Stochastic Coulomb interactions limitation to brightness of electron sources

It is well known that stochastic Coulomb interactions cause a displacement of electron trajectories in a beam, resulting in an increase of the size of a focused spot. The magnitude of the effect can be calculated by Monte-Carlo simulation, or approximated by various equations. Usually these equations can only be applied in field free sections of an instrument. For an electron source, we would project the displaced beam trajectories back to the virtual source plane and add the broadening to the size of the virtual source. In that way, the reduction of the source brightness can be calculated (for the application of the brightness concept for very small sources see). However, the electrons in the source are accelerated in a non-uniform field. An estimate of the Coulomb effect can still be obtained by cutting the beam in thin slices and adding the effects in the individual slices.

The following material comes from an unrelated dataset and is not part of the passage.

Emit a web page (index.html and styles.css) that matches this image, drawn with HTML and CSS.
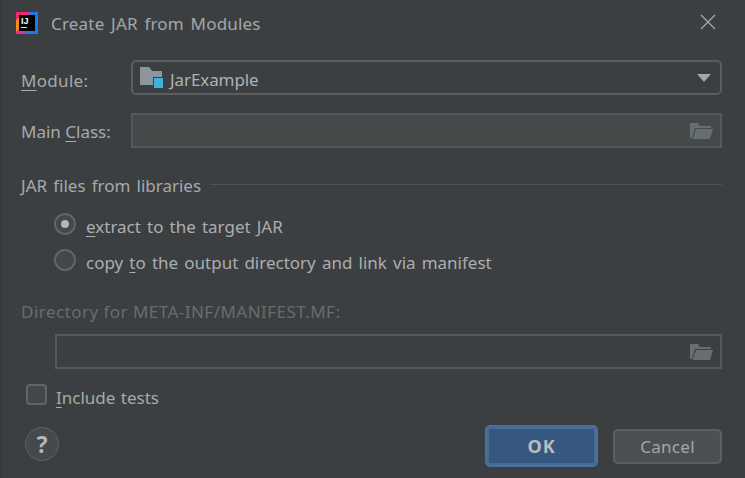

For Schottky sources, it has been shown that stochastic interactions indeed have an effect on the maximum obtainable brightness. (To perform a correct calculation,) one needs to know both the total current in the beam and the shape of the beam envelope, since these determine the current density in the slices. These two parameters both depend on the gun configuration: the distance from cathode to anode, the shape of the cathode, the temperature and workfunction of the cathode and the anode extraction voltage. We have recently combined three simulation programs that used to be separate: the calculation of the electric field and electron trajectories in an electron gun, the quantum mechanical calculation of the emission current density from the cathode for the calculated field, and the calculation of the Coulomb effects. So now if we change the extractor voltage, we automatically get a new current and a new beam envelope, which makes the calculation of the Coulomb effects more realistic.